Exercise objective: Exactly as written, quote every line that follows, skipping the images.
--- --- ---
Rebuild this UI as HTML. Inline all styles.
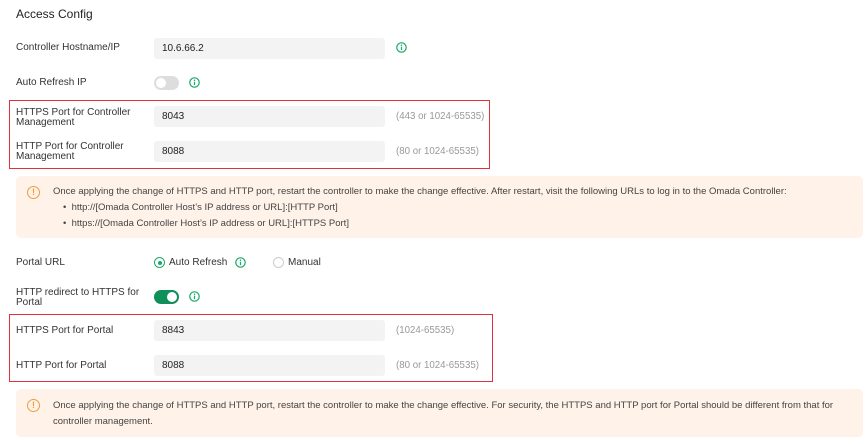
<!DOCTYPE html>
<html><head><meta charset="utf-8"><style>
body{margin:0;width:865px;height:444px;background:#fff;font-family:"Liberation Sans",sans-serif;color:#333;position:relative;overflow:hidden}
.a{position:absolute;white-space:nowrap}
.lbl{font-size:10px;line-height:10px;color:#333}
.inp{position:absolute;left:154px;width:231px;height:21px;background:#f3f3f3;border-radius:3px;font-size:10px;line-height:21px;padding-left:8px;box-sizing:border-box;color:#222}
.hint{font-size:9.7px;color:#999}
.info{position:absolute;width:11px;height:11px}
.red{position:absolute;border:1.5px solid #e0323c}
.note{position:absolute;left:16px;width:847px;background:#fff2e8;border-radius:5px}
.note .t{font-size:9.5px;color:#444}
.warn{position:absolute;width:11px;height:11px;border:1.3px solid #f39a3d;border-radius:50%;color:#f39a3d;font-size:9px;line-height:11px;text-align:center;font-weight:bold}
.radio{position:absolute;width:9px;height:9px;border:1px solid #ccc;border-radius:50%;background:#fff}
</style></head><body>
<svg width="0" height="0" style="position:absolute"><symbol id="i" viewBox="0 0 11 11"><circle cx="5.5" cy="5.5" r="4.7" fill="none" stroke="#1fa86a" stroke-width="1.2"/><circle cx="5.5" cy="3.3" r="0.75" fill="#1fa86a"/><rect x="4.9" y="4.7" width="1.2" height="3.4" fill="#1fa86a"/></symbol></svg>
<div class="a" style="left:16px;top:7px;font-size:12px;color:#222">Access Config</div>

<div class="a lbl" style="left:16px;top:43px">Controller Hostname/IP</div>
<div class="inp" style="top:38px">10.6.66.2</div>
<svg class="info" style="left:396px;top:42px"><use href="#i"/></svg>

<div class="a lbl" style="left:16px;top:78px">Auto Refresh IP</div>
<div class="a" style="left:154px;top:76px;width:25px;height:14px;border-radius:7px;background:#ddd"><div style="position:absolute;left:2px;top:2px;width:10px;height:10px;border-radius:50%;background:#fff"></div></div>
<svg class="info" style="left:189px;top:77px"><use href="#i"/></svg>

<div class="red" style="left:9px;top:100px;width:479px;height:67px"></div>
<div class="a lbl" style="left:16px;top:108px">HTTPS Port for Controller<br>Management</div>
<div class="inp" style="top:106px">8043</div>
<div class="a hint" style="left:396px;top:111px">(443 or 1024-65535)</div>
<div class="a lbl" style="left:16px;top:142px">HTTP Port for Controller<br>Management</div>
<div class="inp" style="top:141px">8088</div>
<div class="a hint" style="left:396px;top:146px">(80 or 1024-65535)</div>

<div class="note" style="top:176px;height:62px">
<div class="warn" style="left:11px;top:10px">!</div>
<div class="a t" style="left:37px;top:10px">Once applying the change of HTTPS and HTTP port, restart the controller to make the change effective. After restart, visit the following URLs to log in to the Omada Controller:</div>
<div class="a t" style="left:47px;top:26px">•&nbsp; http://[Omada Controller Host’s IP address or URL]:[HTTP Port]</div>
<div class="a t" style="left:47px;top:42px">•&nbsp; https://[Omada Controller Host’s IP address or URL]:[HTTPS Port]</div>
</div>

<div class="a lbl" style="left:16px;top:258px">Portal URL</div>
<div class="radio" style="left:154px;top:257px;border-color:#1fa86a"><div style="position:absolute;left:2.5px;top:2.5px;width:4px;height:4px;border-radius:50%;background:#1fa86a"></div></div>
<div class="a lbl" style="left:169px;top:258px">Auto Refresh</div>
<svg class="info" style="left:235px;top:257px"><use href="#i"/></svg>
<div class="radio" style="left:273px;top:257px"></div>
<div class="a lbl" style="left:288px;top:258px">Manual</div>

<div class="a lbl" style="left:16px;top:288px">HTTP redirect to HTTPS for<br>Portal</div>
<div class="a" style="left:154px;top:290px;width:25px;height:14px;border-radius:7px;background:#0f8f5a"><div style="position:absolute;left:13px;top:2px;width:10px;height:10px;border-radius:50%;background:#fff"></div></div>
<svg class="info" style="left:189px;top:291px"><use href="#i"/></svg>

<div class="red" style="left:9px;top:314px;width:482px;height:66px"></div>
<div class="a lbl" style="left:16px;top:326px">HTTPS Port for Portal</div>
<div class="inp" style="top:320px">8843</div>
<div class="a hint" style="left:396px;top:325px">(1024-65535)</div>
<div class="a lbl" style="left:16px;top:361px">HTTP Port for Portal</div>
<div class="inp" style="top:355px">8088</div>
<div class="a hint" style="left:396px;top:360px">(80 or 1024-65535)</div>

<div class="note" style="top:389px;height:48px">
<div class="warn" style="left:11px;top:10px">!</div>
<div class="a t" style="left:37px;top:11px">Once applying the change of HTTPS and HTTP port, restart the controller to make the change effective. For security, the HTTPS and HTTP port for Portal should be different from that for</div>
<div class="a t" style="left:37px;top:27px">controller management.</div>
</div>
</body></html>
--- --- ---
Written answer:
Rebuild this UI as HTML. Inline all styles.
<!DOCTYPE html>
<html><head><meta charset="utf-8"><style>
body{margin:0;width:865px;height:444px;background:#fff;font-family:"Liberation Sans",sans-serif;color:#333;position:relative;overflow:hidden}
.a{position:absolute;white-space:nowrap}
.lbl{font-size:10px;line-height:10px;color:#333}
.inp{position:absolute;left:154px;width:231px;height:21px;background:#f3f3f3;border-radius:3px;font-size:10px;line-height:21px;padding-left:8px;box-sizing:border-box;color:#222}
.hint{font-size:9.7px;color:#999}
.info{position:absolute;width:11px;height:11px}
.red{position:absolute;border:1.5px solid #e0323c}
.note{position:absolute;left:16px;width:847px;background:#fff2e8;border-radius:5px}
.note .t{font-size:9.5px;color:#444}
.warn{position:absolute;width:11px;height:11px;border:1.3px solid #f39a3d;border-radius:50%;color:#f39a3d;font-size:9px;line-height:11px;text-align:center;font-weight:bold}
.radio{position:absolute;width:9px;height:9px;border:1px solid #ccc;border-radius:50%;background:#fff}
</style></head><body>
<svg width="0" height="0" style="position:absolute"><symbol id="i" viewBox="0 0 11 11"><circle cx="5.5" cy="5.5" r="4.7" fill="none" stroke="#1fa86a" stroke-width="1.2"/><circle cx="5.5" cy="3.3" r="0.75" fill="#1fa86a"/><rect x="4.9" y="4.7" width="1.2" height="3.4" fill="#1fa86a"/></symbol></svg>
<div class="a" style="left:16px;top:7px;font-size:12px;color:#222">Access Config</div>

<div class="a lbl" style="left:16px;top:43px">Controller Hostname/IP</div>
<div class="inp" style="top:38px">10.6.66.2</div>
<svg class="info" style="left:396px;top:42px"><use href="#i"/></svg>

<div class="a lbl" style="left:16px;top:78px">Auto Refresh IP</div>
<div class="a" style="left:154px;top:76px;width:25px;height:14px;border-radius:7px;background:#ddd"><div style="position:absolute;left:2px;top:2px;width:10px;height:10px;border-radius:50%;background:#fff"></div></div>
<svg class="info" style="left:189px;top:77px"><use href="#i"/></svg>

<div class="red" style="left:9px;top:100px;width:479px;height:67px"></div>
<div class="a lbl" style="left:16px;top:108px">HTTPS Port for Controller<br>Management</div>
<div class="inp" style="top:106px">8043</div>
<div class="a hint" style="left:396px;top:111px">(443 or 1024-65535)</div>
<div class="a lbl" style="left:16px;top:142px">HTTP Port for Controller<br>Management</div>
<div class="inp" style="top:141px">8088</div>
<div class="a hint" style="left:396px;top:146px">(80 or 1024-65535)</div>

<div class="note" style="top:176px;height:62px">
<div class="warn" style="left:11px;top:10px">!</div>
<div class="a t" style="left:37px;top:10px">Once applying the change of HTTPS and HTTP port, restart the controller to make the change effective. After restart, visit the following URLs to log in to the Omada Controller:</div>
<div class="a t" style="left:47px;top:26px">•&nbsp; http://[Omada Controller Host’s IP address or URL]:[HTTP Port]</div>
<div class="a t" style="left:47px;top:42px">•&nbsp; https://[Omada Controller Host’s IP address or URL]:[HTTPS Port]</div>
</div>

<div class="a lbl" style="left:16px;top:258px">Portal URL</div>
<div class="radio" style="left:154px;top:257px;border-color:#1fa86a"><div style="position:absolute;left:2.5px;top:2.5px;width:4px;height:4px;border-radius:50%;background:#1fa86a"></div></div>
<div class="a lbl" style="left:169px;top:258px">Auto Refresh</div>
<svg class="info" style="left:235px;top:257px"><use href="#i"/></svg>
<div class="radio" style="left:273px;top:257px"></div>
<div class="a lbl" style="left:288px;top:258px">Manual</div>

<div class="a lbl" style="left:16px;top:288px">HTTP redirect to HTTPS for<br>Portal</div>
<div class="a" style="left:154px;top:290px;width:25px;height:14px;border-radius:7px;background:#0f8f5a"><div style="position:absolute;left:13px;top:2px;width:10px;height:10px;border-radius:50%;background:#fff"></div></div>
<svg class="info" style="left:189px;top:291px"><use href="#i"/></svg>

<div class="red" style="left:9px;top:314px;width:482px;height:66px"></div>
<div class="a lbl" style="left:16px;top:326px">HTTPS Port for Portal</div>
<div class="inp" style="top:320px">8843</div>
<div class="a hint" style="left:396px;top:325px">(1024-65535)</div>
<div class="a lbl" style="left:16px;top:361px">HTTP Port for Portal</div>
<div class="inp" style="top:355px">8088</div>
<div class="a hint" style="left:396px;top:360px">(80 or 1024-65535)</div>

<div class="note" style="top:389px;height:48px">
<div class="warn" style="left:11px;top:10px">!</div>
<div class="a t" style="left:37px;top:11px">Once applying the change of HTTPS and HTTP port, restart the controller to make the change effective. For security, the HTTPS and HTTP port for Portal should be different from that for</div>
<div class="a t" style="left:37px;top:27px">controller management.</div>
</div>
</body></html>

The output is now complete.